Pemasukan Indonesia yang lain sebenarnya adalah dari tenaga kerja. Sayang sekali, tenaga kerja yang paling banya di-"ekspor" oleh Indonesia adalah tenaga kerja kasar seperti pembantu dan supir yang dibungkus dengan istilah TKW dan TKI. Meski jumlah orangnya besar, tetapi secara rupiah, uangnya sebenarnya tidak banyak. Berbeda, jika orang Indonesia bekerja sebagai tenaga ahli atau tenaga kerja terdidik.

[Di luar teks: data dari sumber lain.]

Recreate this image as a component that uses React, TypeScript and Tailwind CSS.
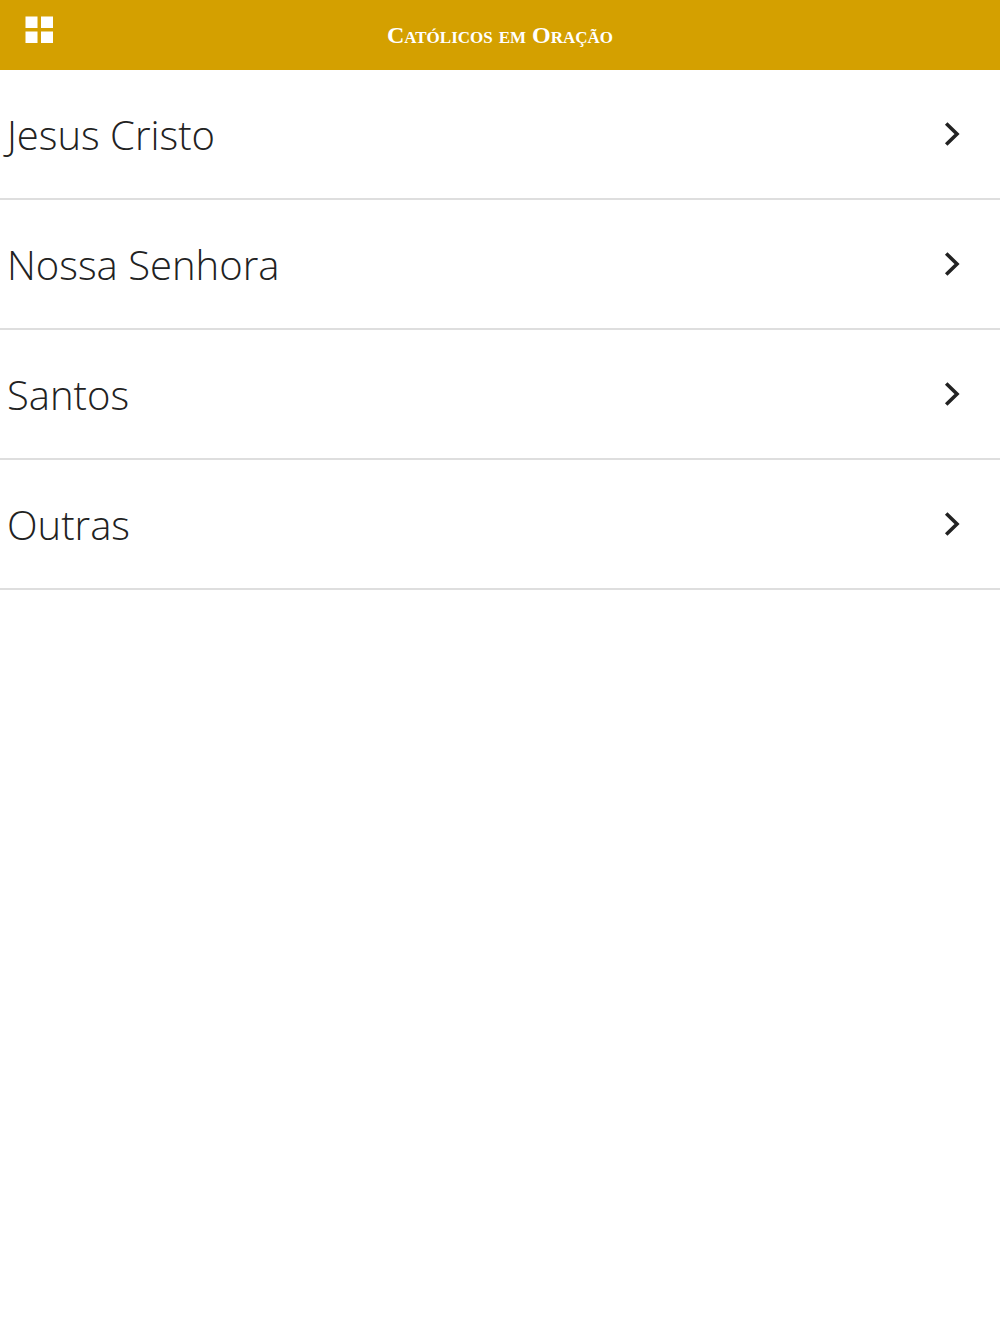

Jumlahnya tidak banyak, tetapi nilai rupiah yang didapatkan cukup besar. 

Kuncinya adalah pendidikan dan keterampilan, termasuk kemampuan berbahasa Inggris. Pembantu dari Filipina mendapat gaji yang lebih tinggi daripada pembantu dari Indonesia, karena orang Filipina bisa berbahasa Inggris. Kedua, orang Filipina dilatih untuk berani berkata kepada "tidak" kepada majikan yang menyuruh mereka bekerja jika tidak sesuai dengan kontrak. Orang Indonesia biasa, terbiasa dan dibiasakan untuk manut kepada majikan meskipun mereka "menginjak" harga diri. 

Alternatif pemasukan lainnya adalah dari sektor pariwisata. Pemerintah Indonesia sudah cukup berpromosi, tetapi kadang tidak menghitung jumlah pemasukan yang diperoleh dengan jumlah pengeluaran berpromosi. Kementerian pariwisata harus bekerja sama dengan kementerian yang mengurus infra struktur di lapangan atau daerah wisata, sehingga turis tidak kecewa ketika datang ke tempat wisata tersebut. 

Pantai Anyer dan pantai Pattaya di Thailand sebenarnya sama indahnya. Tetapi infra struktur menuju ke pantai Anyer jauh sekali berbeda dengan infra struktur menuju Pattaya. Dari Suvarnabhum airport ke Pattaya memakan waktu 1,5 - 2 jam saja melalui jalan tol yang lebar mulus. Bandingkan dengan jalur yang harus ditempuh dari Jakarta ke pantai Anyer. Dari jalan tol Kebon Jeruk ke kota Anyer memang cukup lancar, ada macet di sana sini, tapi okelah. Begitu memasuki kota Anyer, muncul rasa sebal. Jalanan yang berlubang-lubang, rumah penduduk yang kumuh dan bergenteng keputihan karena polusi merupakan pemandangan yang harus dinikmati sepanjang jalan. 

Pemimpin Indonesia di masa mendatang haruslah orang yang mampu menggali potensi Indonesia dari berbagai sektor tanpa harus menguras kekayaan alam Indonesia. Pemilu menjadi ajang pemilihan pemimpin Indonesia, karena itu rakyat Indonesia harus peduli dengan calon pemimpinnya, dan turut berpartisipasi dalam pemilu juga dalam pengawasan jalannya pemerintahan. Semoga.